Гильзу поставили на черный лак пианино, – сначала она и вправду сверкала как золотая, - потом темнела в зелень, и я опять чистил ее, и в конце концов покрыл лаком. Только цветов в ней так никогда и не было.

* * *

Обдирая большой палец, пытаюсь зажечь фитиль. Долго чиркаю кремнем, огонь наконец-то загорается. Прикуриваю, и с наслаждением выпускаю дым – он двинулся сначала ко мне, потом, остывая, осел к серым ступеням, и медлено, растворяясь в запахах улицы и травы, ушел к темным колонам Рейхстага.
Германия – единственная страна, в которую мне не хотелось ехать.
Но, так или иначе, в Берлин я все-таки попал, жил в западной его части в пансионе некоей фрау Мюллер, которая уже на второй день определила, что русский – единственный в заведении – встает не раньше полудня и готовившая мне завтрак тогда, когда я просыпался.

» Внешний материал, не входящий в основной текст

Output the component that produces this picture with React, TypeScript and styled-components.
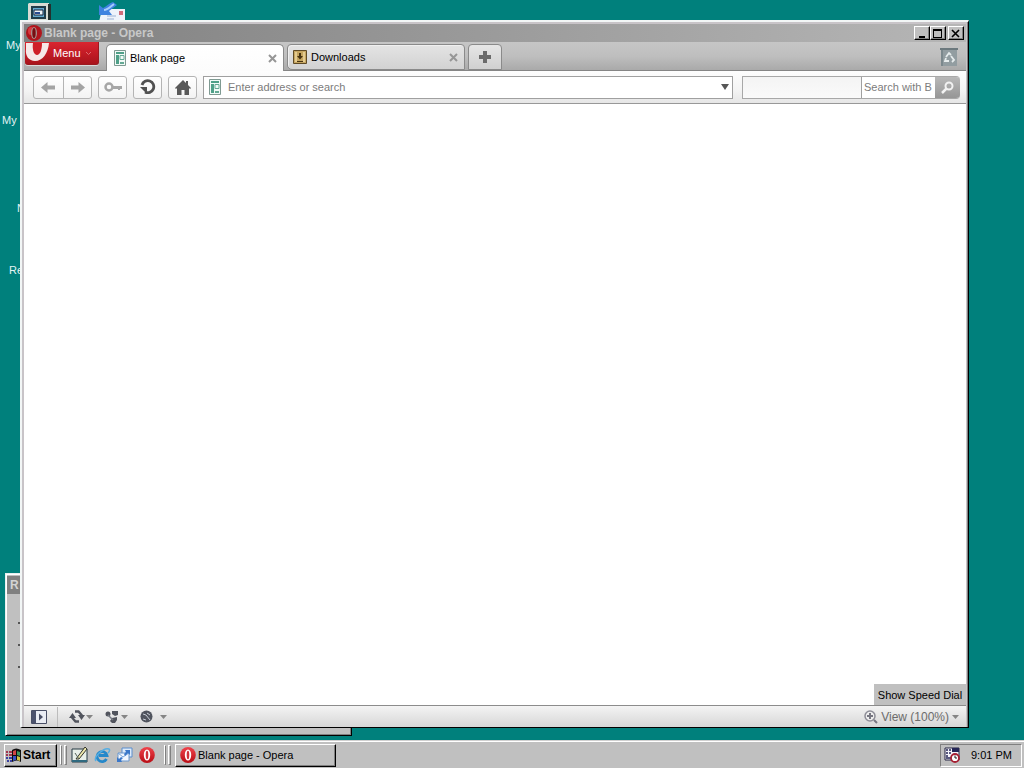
import React from "react";
import styled, { createGlobalStyle, css } from "styled-components";

const GlobalStyle = createGlobalStyle`
  *, *::before, *::after { box-sizing: border-box; }
  body { margin: 0; }
  body, button, input { font-family: "Liberation Sans", Arial, sans-serif; font-size: 11px; line-height: 14px; }
  button { padding: 0; margin: 0; color: #000; }
  svg { display: block; flex: none; }
`;

const raised = css`
  background: #c0c0c0;
  border: 1px solid;
  border-color: #fff #000 #000 #fff;
  box-shadow: inset -1px -1px 0 #808080;
`;

const Screen = styled.div`
  height: 100vh;
  min-height: 400px;
  display: flex;
  flex-direction: column;
  background: #00807c;
  overflow: hidden;
`;

const Desktop = styled.main`
  position: relative;
  flex: 1;
  min-height: 0;
`;

const DesktopItem = styled.div<{ $x: number; $y: number }>`
  position: absolute;
  left: ${(p) => p.$x}px;
  top: ${(p) => p.$y}px;
  color: #e4f4f4;
  white-space: nowrap;
`;

const BackWindow = styled.section`
  position: absolute;
  left: 5px;
  bottom: 4px;
  width: 347px;
  height: 163px;
  padding: 2px 1px;
  background: #c0c0c0;
  border: 1px solid;
  border-color: #e8f0f0 #000 #000 #e8f0f0;
  box-shadow: inset 1px 1px 0 #fff, inset -1px -1px 0 #808080;
`;

const BackTitle = styled.div`
  height: 18px;
  padding: 2px 3px;
  background: #808080;
  color: #d4d4d4;
  font-size: 12px;
  font-weight: bold;
`;

const BackList = styled.div`
  display: flex;
  flex-direction: column;
  gap: 20px;
  padding: 28px 0 0 11px;
`;

const Speck = styled.span`
  width: 3px;
  height: 2px;
  background: #555;
`;

const BrowserWindow = styled.section`
  position: absolute;
  left: 20px;
  right: 55px;
  top: 20px;
  bottom: 12px;
  display: flex;
  flex-direction: column;
  background: #c8c4c8;
  border: solid;
  border-width: 2px 1px 1px 2px;
  border-color: #f2f6f6 #000 #000 #f2f6f6;
  box-shadow: inset -1px 0 0 #808080;
  padding: 2px 2px 0 2px;
`;

const TitleBar = styled.header`
  display: flex;
  align-items: center;
  height: 18px;
  gap: 2px;
  padding: 0 2px;
  background: linear-gradient(90deg, #808080, #b6b6b6);
`;

const Title = styled.h1`
  flex: 1;
  margin: 0;
  font-size: 12px;
  line-height: 16px;
  color: #c8c8c8;
`;

const CaptionButtons = styled.div`
  display: flex;
`;

const CaptionButton = styled.button<{ $apart?: boolean }>`
  ${raised}
  display: flex;
  align-items: center;
  justify-content: center;
  width: 16px;
  height: 14px;
  margin-left: ${(p) => (p.$apart ? 2 : 0)}px;
`;

const TabBar = styled.nav`
  display: flex;
  height: 29px;
  padding-right: 8px;
  background: linear-gradient(#c6c6c6 0, #bebebe 50%, #a8a8a8 100%);
  box-shadow: inset 0 -1px 0 #858585;
`;

const MenuButton = styled.button`
  display: flex;
  align-items: center;
  gap: 4px;
  width: 74px;
  height: 23px;
  margin-left: 1px;
  border: 1px solid #9c1a20;
  border-top-width: 0;
  border-left-width: 0;
  border-radius: 0 0 3px 3px;
  background: linear-gradient(#d92630, #c51c26 45%, #a9141c);
  box-shadow: 0 1px 0 #dadada;
  color: #fff;
`;

const Tab = styled.div<{ $active?: boolean }>`
  display: flex;
  align-items: center;
  width: 178px;
  height: ${(p) => (p.$active ? 27 : 26)}px;
  margin: 2px 3px 0 0;
  padding: ${(p) => (p.$active ? "0 6px 0 7px" : "0 6px 0 5px")};
  border: 1px solid #8a8a8a;
  border-bottom-width: ${(p) => (p.$active ? 0 : 1)}px;
  border-radius: ${(p) => (p.$active ? "5px 5px 0 0" : "4px 4px 0 5px")};
  background: ${(p) => (p.$active ? "linear-gradient(#fff, #fcfcfc)" : "linear-gradient(#e4e4e4, #d2d2d2)")};
  box-shadow: ${(p) => (p.$active ? "none" : "inset 1px 1px 0 #f0f0f0")};
`;

const FirstTabSpace = styled.div`
  width: 7px;
`;

const TabLabel = styled.button`
  display: flex;
  align-items: center;
  gap: 4px;
  flex: 1;
  height: 100%;
  border: 0;
  background: none;
`;

const PlainButton = styled.button`
  display: flex;
  align-items: center;
  justify-content: center;
  border: 0;
  background: none;
`;

const NewTab = styled.button`
  display: flex;
  align-items: center;
  justify-content: center;
  width: 34px;
  height: 26px;
  margin-top: 2px;
  border: 1px solid #8a8a8a;
  border-radius: 4px 4px 0 0;
  background: linear-gradient(#e6e6e6, #d0d0d0);
`;

const Spacer = styled.div`
  flex: 1;
`;

const Toolbar = styled.div`
  display: flex;
  align-items: center;
  gap: 6px;
  height: 33px;
  padding: 0 6px 0 9px;
  background: linear-gradient(#fdfdfd, #f4f4f4 60%, #e6e6e6);
  border-bottom: 1px solid #989898;
`;

const ButtonGroup = styled.div`
  display: flex;
  border: 1px solid #b4b4b4;
  border-radius: 3px;
  background: linear-gradient(#fff, #f3f3f3);
`;

const ToolButton = styled.button<{ $divided?: boolean }>`
  display: flex;
  align-items: center;
  justify-content: center;
  width: ${(p) => (p.$divided ? 30 : 27)}px;
  height: 21px;
  border: 0;
  border-right: ${(p) => (p.$divided ? "1px solid #b4b4b4" : "0")};
  background: none;
`;

const AddressBox = styled.div`
  display: flex;
  align-items: center;
  flex: 1;
  height: 23px;
  gap: 7px;
  padding: 0 3px 0 5px;
  border: 1px solid #a0a0a0;
  background: #fff;
`;

const TextInput = styled.input`
  flex: 1;
  min-width: 0;
  width: 100%;
  border: 0;
  padding: 0;
  outline: 0;
  background: transparent;
  &::placeholder { color: #7c7c7c; opacity: 1; }
`;

const SearchBox = styled.div`
  display: flex;
  width: 218px;
  height: 23px;
  margin-left: 3px;
  border: 1px solid #a8a8a8;
  border-right: 0;
  border-radius: 0 4px 4px 0;
  overflow: hidden;
  background: linear-gradient(#f4f4f4, #fafafa);
`;

const SearchProgress = styled.div`
  flex: 1;
  border-right: 1px solid #a0a0a0;
`;

const SearchField = styled.label`
  display: flex;
  width: 73px;
  padding-left: 2px;
  background: #fff;
`;

const SearchButton = styled.button`
  display: flex;
  align-items: center;
  justify-content: center;
  width: 25px;
  border: 0;
  background: linear-gradient(#b8b8b8, #969696);
`;

const PageArea = styled.div`
  position: relative;
  flex: 1;
  min-height: 0;
  background: #fff;
`;

const SpeedDialButton = styled.button`
  position: absolute;
  right: 0;
  bottom: 0;
  width: 92px;
  height: 21px;
  border: 0;
  background: #c0c0c0;
`;

const StatusBar = styled.footer`
  display: flex;
  align-items: center;
  height: 22px;
  padding: 0 7px;
  border-top: 1px solid #8c8c8c;
  background: linear-gradient(#f4f4f4, #d6d6d6);
`;

const PanelToggle = styled(PlainButton)`
  height: 20px;
  width: 27px;
  padding-right: 11px;
  border-right: 1px solid #bcbcbc;
`;

const StatusTools = styled.div`
  display: flex;
  gap: 12px;
  padding-left: 11px;
`;

const StatusButton = styled(PlainButton)<{ $gap?: number }>`
  gap: ${(p) => p.$gap ?? 1}px;
  color: #6c6c6c;
`;

const ViewButton = styled(StatusButton)`
  gap: 3px;
  font-size: 12px;
`;

const Taskbar = styled.footer`
  display: flex;
  align-items: center;
  flex: none;
  height: 28px;
  padding: 2px 2px 0 4px;
  background: #c0c0c0;
  box-shadow: inset 0 1px 0 #d0d0d0, inset 0 2px 0 #fff;
`;

const StartButton = styled.button`
  ${raised}
  display: flex;
  align-items: center;
  gap: 1px;
  width: 53px;
  height: 23px;
  padding-left: 1px;
  font-size: 12px;
  font-weight: bold;
`;

const Grip = styled.div`
  display: flex;
  gap: 2px;
  margin: 0 4px 0 3px;
  &::before, &::after {
    content: "";
    width: 3px;
    height: 20px;
    border: 1px solid;
    border-color: #fff #808080 #808080 #fff;
  }
  &::before { width: 2px; }
`;

const QuickLaunch = styled.div`
  display: flex;
  gap: 6px;
  padding: 0 6px 0 0;
`;

const TaskButton = styled.button`
  ${raised}
  display: flex;
  align-items: center;
  gap: 2px;
  width: 161px;
  height: 23px;
  padding-left: 4px;
`;

const Tray = styled.div`
  display: flex;
  align-items: center;
  gap: 11px;
  width: 82px;
  height: 23px;
  padding-left: 3px;
  border: 1px solid;
  border-color: #808080 #fff #fff #808080;
`;

const OperaIcon = ({ id, size = 16 }: { id: string; size?: number }) => (
  <svg width={size} height={size} viewBox="0 0 16 16" aria-hidden="true">
    <defs>
      <linearGradient id={id} x1="0" y1="0" x2="0" y2="1">
        <stop offset="0" stopColor="#f0444c" />
        <stop offset="1" stopColor="#b80c14" />
      </linearGradient>
    </defs>
    <ellipse cx="8" cy="8" rx="7.8" ry="8" fill={`url(#${id})`} />
    <ellipse cx="8" cy="8" rx="3.2" ry="5.6" fill="#fff" />
    <ellipse cx="8" cy="8" rx="1.3" ry="4.2" fill="#d0323a" />
  </svg>
);

const TitleOperaIcon = () => (
  <svg width="16" height="16" viewBox="0 0 16 16" aria-hidden="true">
    <ellipse cx="8" cy="8" rx="8" ry="8" fill="#b0141c" />
    <ellipse cx="5" cy="6" rx="3" ry="4" fill="#d83a40" />
    <ellipse cx="8" cy="8" rx="3" ry="6" fill="#a49490" />
    <ellipse cx="8" cy="8" rx="1.7" ry="5" fill="#780c10" />
  </svg>
);

const PageIcon = () => (
  <svg width="12" height="16" viewBox="0 0 12 16" aria-hidden="true">
    <path d="M.5.5h11v15H.5z" fill="#f2faf7" stroke="#7f9a92" />
    <path d="M2 2h8v2H2zM2 5h3v9H2z" fill="#4fa088" />
    <path d="M6 5.500h4v4H6z" fill="none" stroke="#64a994" />
    <path d="M6 12h4v2H6z" fill="#64a994" />
  </svg>
);

const DownloadIcon = () => (
  <svg width="14" height="14" viewBox="0 0 14 14" aria-hidden="true">
    <path d="M.5.5h13v13H.5z" fill="#c5a560" stroke="#5f4a26" />
    <path d="M2 2h2v10H2zM10 2h2v10h-2z" fill="#e4cb90" />
    <path d="M6 3h2v3h2L7 9.500 4 6h2zM4 11h6v1H4z" fill="#46320f" />
  </svg>
);

const CloseX = () => (
  <svg width="9" height="9" viewBox="0 0 9 9" aria-hidden="true">
    <path d="M1 1l7 7M8 1L1 8" stroke="#969696" strokeWidth="2" />
  </svg>
);

const Caret = ({ color = "#858585" }: { color?: string }) => (
  <svg width="7" height="4" viewBox="0 0 7 4" aria-hidden="true">
    <path d="M0 0h7L3.5 4z" fill={color} />
  </svg>
);

const Arrow = ({ flip }: { flip?: boolean }) => (
  <svg width="15" height="13" viewBox="0 0 15 13" aria-hidden="true">
    <path d={flip ? "M15 6.500L8.500 1v3.500H1v4h7.500V12z" : "M0 6.500L6.500 1v3.500H14v4H6.500V12z"} fill="#a4a4a4" />
  </svg>
);

export default function App() {
  return (
    <Screen>
      <GlobalStyle />
      <Desktop>
        <DesktopItem $x={28} $y={3}>
          <svg width="23" height="18" viewBox="0 0 23 18" aria-hidden="true">
            <path d="M1 0h20v18H0V1z" fill="#d8dcd4" />
            <path d="M20 1h3v17h-3z" fill="#24302e" />
            <path d="M3 3h15v13H3z" fill="#213b48" />
            <path d="M5 5h11v9H5z" fill="#63a8cd" />
            <path d="M6 7h9v5H6z" fill="#eef4f6" stroke="#18233c" />
            <path d="M7 9h5v2H7z" fill="#294b91" />
          </svg>
        </DesktopItem>
        <DesktopItem $x={98} $y={2}>
          <svg width="28" height="20" viewBox="0 0 28 20" aria-hidden="true">
            <path d="M4 7h23v13H1z" fill="#eef3fb" />
            <path d="M21 9h4v4h-4z" fill="#cf6d7b" />
            <path d="M9 14h9M9 17h7" stroke="#9bb2d3" />
            <path d="M15 0l4 3-8 6 3 4H1V3l4 3c3-1 6-5 10-6z" fill="#3e83e0" />
            <path d="M6 8c4 0 6-3 10-6" stroke="#a5ccfb" strokeWidth="2" fill="none" />
          </svg>
        </DesktopItem>
        <DesktopItem $x={6} $y={38}>My</DesktopItem>
        <DesktopItem $x={2} $y={113}>My</DesktopItem>
        <DesktopItem $x={17} $y={201}>N</DesktopItem>
        <DesktopItem $x={9} $y={263}>Re</DesktopItem>

        <BackWindow>
          <BackTitle>R</BackTitle>
          <BackList>
            <Speck />
            <Speck />
            <Speck />
          </BackList>
        </BackWindow>

        <BrowserWindow>
          <TitleBar>
            <TitleOperaIcon />
            <Title>Blank page - Opera</Title>
            <CaptionButtons>
              <CaptionButton aria-label="Minimize">
                <svg width="10" height="9" viewBox="0 0 10 9"><path d="M2 7h6v2H2z" /></svg>
              </CaptionButton>
              <CaptionButton aria-label="Maximize">
                <svg width="10" height="9" viewBox="0 0 10 9"><path d="M0 0h9v9H0zM1 2v6h7V2z" fillRule="evenodd" /></svg>
              </CaptionButton>
              <CaptionButton aria-label="Close" $apart>
                <svg width="10" height="9" viewBox="0 0 10 9"><path d="M1 1l7 7M8 1L1 8" stroke="#000" strokeWidth="1.600" /></svg>
              </CaptionButton>
            </CaptionButtons>
          </TitleBar>

          <TabBar>
            <MenuButton>
              <svg width="24" height="20" viewBox="0 0 24 20" aria-hidden="true">
                <path d="M1 0h23C23 10 18 18 10 18 4 18 0 13 1 6z" fill="#f6e8e8" />
                <path d="M8 0h9c0 7-2 12-5 12S7 7 8 0z" fill="#cf1f29" />
              </svg>
              Menu
              <svg width="7" height="5" viewBox="0 0 7 5" aria-hidden="true">
                <path d="M1 1l2.500 2.500L6 1" stroke="#dc6b70" fill="none" />
              </svg>
            </MenuButton>
            <FirstTabSpace />
            <Tab $active>
              <TabLabel><PageIcon />Blank page</TabLabel>
              <PlainButton aria-label="Close Blank page"><CloseX /></PlainButton>
            </Tab>
            <Tab>
              <TabLabel><DownloadIcon />Downloads</TabLabel>
              <PlainButton aria-label="Close Downloads"><CloseX /></PlainButton>
            </Tab>
            <NewTab aria-label="New tab">
              <svg width="12" height="12" viewBox="0 0 12 12"><path d="M4 0h4v4h4v4H8v4H4V8H0V4h4z" fill="#6b6b6b" /></svg>
            </NewTab>
            <Spacer />
            <PlainButton aria-label="Closed tabs">
              <svg width="18" height="19" viewBox="0 0 18 19">
                <path d="M1 2h16v17H1z" fill="#929da1" />
                <path d="M0 1h18v2H0z" fill="#6c797e" />
                <path d="M1 3h2v16H1z" fill="#7b888d" />
                <path d="M6 10l3-4 2 2M11 9l3 4-2 2M9 14H5l1-3" stroke="#e6eced" strokeWidth="1.800" fill="none" />
              </svg>
            </PlainButton>
          </TabBar>

          <Toolbar>
            <ButtonGroup>
              <ToolButton $divided aria-label="Back"><Arrow /></ToolButton>
              <ToolButton aria-label="Forward"><Arrow flip /></ToolButton>
            </ButtonGroup>
            <ButtonGroup>
              <ToolButton aria-label="Wand">
                <svg width="18" height="10" viewBox="0 0 18 10">
                  <circle cx="5" cy="5" r="3.500" fill="none" stroke="#a6a6a6" strokeWidth="2.500" />
                  <path d="M9 4h9v3h-2v1h-2V7H9z" fill="#a6a6a6" />
                </svg>
              </ToolButton>
            </ButtonGroup>
            <ButtonGroup>
              <ToolButton aria-label="Reload">
                <svg width="17" height="16" viewBox="0 0 17 16">
                  <path d="M3 6a6 6 0 1 1 3 7" fill="none" stroke="#515151" strokeWidth="2.800" />
                  <path d="M1 8h7v7z" fill="#515151" />
                </svg>
              </ToolButton>
            </ButtonGroup>
            <ButtonGroup>
              <ToolButton aria-label="Home">
                <svg width="16" height="15" viewBox="0 0 16 15">
                  <path d="M8 0l3 3V1h2v4l3 3-1 1-1-1v7H9.500v-5h-3v5H2V8L1 9 0 8z" fill="#595959" />
                </svg>
              </ToolButton>
            </ButtonGroup>
            <AddressBox>
              <PageIcon />
              <TextInput aria-label="Address" placeholder="Enter address or search" />
              <PlainButton aria-label="Address history">
                <svg width="8" height="6" viewBox="0 0 8 6"><path d="M0 0h8L4 6z" fill="#565656" /></svg>
              </PlainButton>
            </AddressBox>
            <SearchBox>
              <SearchProgress />
              <SearchField><TextInput aria-label="Search the web" placeholder="Search with B" /></SearchField>
              <SearchButton aria-label="Search">
                <svg width="13" height="13" viewBox="0 0 13 13">
                  <circle cx="8" cy="5" r="3.500" fill="none" stroke="#f2f2f2" strokeWidth="2" />
                  <path d="M5.500 7.500L1 12" stroke="#f2f2f2" strokeWidth="2.500" />
                </svg>
              </SearchButton>
            </SearchBox>
          </Toolbar>

          <PageArea>
            <SpeedDialButton>Show Speed Dial</SpeedDialButton>
          </PageArea>

          <StatusBar>
            <PanelToggle aria-label="Panels">
              <svg width="16" height="14" viewBox="0 0 16 14">
                <path d="M.5.5h15v13H.5z" fill="#e9ecf3" stroke="#484e65" />
                <path d="M1 1h4v12H1z" fill="#4b526d" />
                <path d="M8 3.500l4 3.500-4 3.500z" fill="#484e65" />
              </svg>
            </PanelToggle>
            <StatusTools>
              <StatusButton aria-label="Synchronize">
                <svg width="16" height="13" viewBox="0 0 16 13">
                  <path d="M6 1.500h3.500l3.500 4M10 11.500H6.500L3 7.500" stroke="#51545d" strokeWidth="2.400" fill="none" />
                  <path d="M0 8l3.500-5L7 8zM9 5h7l-3.500 5z" fill="#51545d" />
                </svg>
                <Caret />
              </StatusButton>
              <StatusButton aria-label="Unite" $gap={2}>
                <svg width="14" height="13" viewBox="0 0 14 13">
                  <circle cx="3" cy="4" r="2.500" fill="#51545d" />
                  <path d="M7 1h6v4l-3 1-3-2zM7 8l5-1v3l-2 3H7l-2-2z" fill="#51545d" />
                  <path d="M3 5l5 5" stroke="#777b85" strokeWidth="1.500" fill="none" />
                </svg>
                <Caret />
              </StatusButton>
              <StatusButton aria-label="Turbo" $gap={7}>
                <svg width="13" height="13" viewBox="0 0 13 13">
                  <circle cx="6.500" cy="6.500" r="6" fill="#50545e" />
                  <path d="M3 4l3 1 4 5M3 9l3 1M7 3l3 2" stroke="#c6cbd4" fill="none" />
                </svg>
                <Caret />
              </StatusButton>
            </StatusTools>
            <Spacer />
            <ViewButton>
              <svg width="14" height="14" viewBox="0 0 14 14" aria-hidden="true">
                <circle cx="6" cy="6" r="5" fill="#eee" stroke="#8e8e98" strokeWidth="1.500" />
                <path d="M3 6h6M6 3v6M10 10l3 3" stroke="#777782" strokeWidth="2" />
              </svg>
              View (100%)
              <Caret />
            </ViewButton>
          </StatusBar>
        </BrowserWindow>
      </Desktop>

      <Taskbar>
        <StartButton>
          <svg width="16" height="15" viewBox="0 0 16 15" aria-hidden="true">
            <path d="M6 2q4-3 9 0v12q-4-3-9 0z" fill="#101010" />
            <path d="M7 3l3-1v5H7z" fill="#d24545" />
            <path d="M11 3l3 1v4l-3-1z" fill="#3d9660" />
            <path d="M7 8h3v4l-3 1z" fill="#3851c4" />
            <path d="M11 8l3 1v4l-3-1z" fill="#d1c246" />
            <path d="M0 4h2M3 4h3M0 7h2M3 7h3" stroke="#a33750" strokeWidth="2" />
            <path d="M0 10h2M3 10h3M1 13h2M4 13h2" stroke="#3840a2" strokeWidth="2" />
          </svg>
          Start
        </StartButton>
        <Grip />
        <QuickLaunch>
          <PlainButton aria-label="Show desktop">
            <svg width="17" height="16" viewBox="0 0 17 16">
              <path d="M1 2h15v13H1z" fill="#e8efe9" stroke="#273b45" />
              <path d="M1 13h15v2H1z" fill="#306a80" />
              <path d="M5 12L14 0l2 2L8 12z" fill="#eee9ad" stroke="#34352e" />
              <path d="M4 6l4 6" stroke="#54635a" />
            </svg>
          </PlainButton>
          <PlainButton aria-label="Internet Explorer">
            <svg width="17" height="16" viewBox="0 0 17 16">
              <path d="M12.500 12A5 5 0 1 1 13 8.500H5" fill="none" stroke="#2588ca" strokeWidth="2.800" />
              <path d="M2 14C-1 10 10 0 15 2c1 1 0 3-1 4" fill="none" stroke="#55aee3" strokeWidth="1.500" />
            </svg>
          </PlainButton>
          <PlainButton aria-label="Outlook Express">
            <svg width="16" height="16" viewBox="0 0 16 16">
              <path d="M5 1h10v9H5z" fill="#dceafa" stroke="#5b8dcc" />
              <path d="M1 6h11v8H1z" fill="#f2f7ff" stroke="#6c99ce" />
              <path d="M1 6l5 4 6-4" fill="none" stroke="#7aa5d7" />
              <path d="M8 3h5v5l-2-2-3 3-1-2 2-2zM5 15H0v-5l2 2 2-2 2 1-2 2z" fill="#3b78c9" />
            </svg>
          </PlainButton>
          <PlainButton aria-label="Opera"><OperaIcon id="quick-opera" /></PlainButton>
        </QuickLaunch>
        <Grip />
        <TaskButton><OperaIcon id="task-opera" />Blank page - Opera</TaskButton>
        <Spacer />
        <Tray>
          <svg width="16" height="16" viewBox="0 0 16 16" aria-hidden="true">
            <path d="M1 1h14v12H1z" fill="#f4f4fa" stroke="#242442" />
            <path d="M8 1h7v4H8z" fill="#252657" />
            <path d="M2 3h2M5 3h2M2 6h2M5 6h2M2 9h2M2 11h5" stroke="#252657" strokeWidth="1.500" />
            <circle cx="11" cy="11" r="4" fill="#fff" stroke="#a51f32" strokeWidth="1.800" />
            <path d="M11 8.500V11h2" stroke="#181818" fill="none" />
          </svg>
          9:01 PM
        </Tray>
      </Taskbar>
    </Screen>
  );
}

В первый же день я обнаружил развалины собора на Курфюрстендам, зашел, и там увидел фотографии Берлина в 1945, которого тогда оставалось еще меньше, чем Сталинграда. На снимках были бедно, но чистенько одетые немки и длинные полосы аккуратно уложенных в штабели кирпичей, предварительно вынутых из завалов и вымытых этими самыми не известными немками.
Я сразу вспомнил мозаичные полы в подъезде, двери и шпингалеты начала XX века в моем пансионе, в простом, ничем особенным не выделявшемся жилом доме, и понял, что все это было спасено из полуразрушенных домов, отчищено и сохранено руками предков моей тихой и застенчивой фрау Мюллер.
И маленький двор – 5х5 – в нем много цветов и объявление: мы хотим, что бы дети могли любоваться цветами. Купили все, что позволяют средства. Если есть желание – жертвуйте на покупку экзотических растений. И номер квартиры того, кто написал: приходите, проверяйте, как мы использовали ваши деньги.
Пришли на ум все виденные в Берлине мелочи: цветы, вывески, дорожные знаки – устроенные с любовью, пусть детской, глупой и наивной – к дому, улице, городу, стране,  которая все 67 послевоенных лет из кожи вон лезла, что бы стать другой.
Какую победу празднуем мы?  И какую – они? Над кем? Россия отмечает день своего величия, день силы. Мы удавили гадов! А они – что перестали ими быть.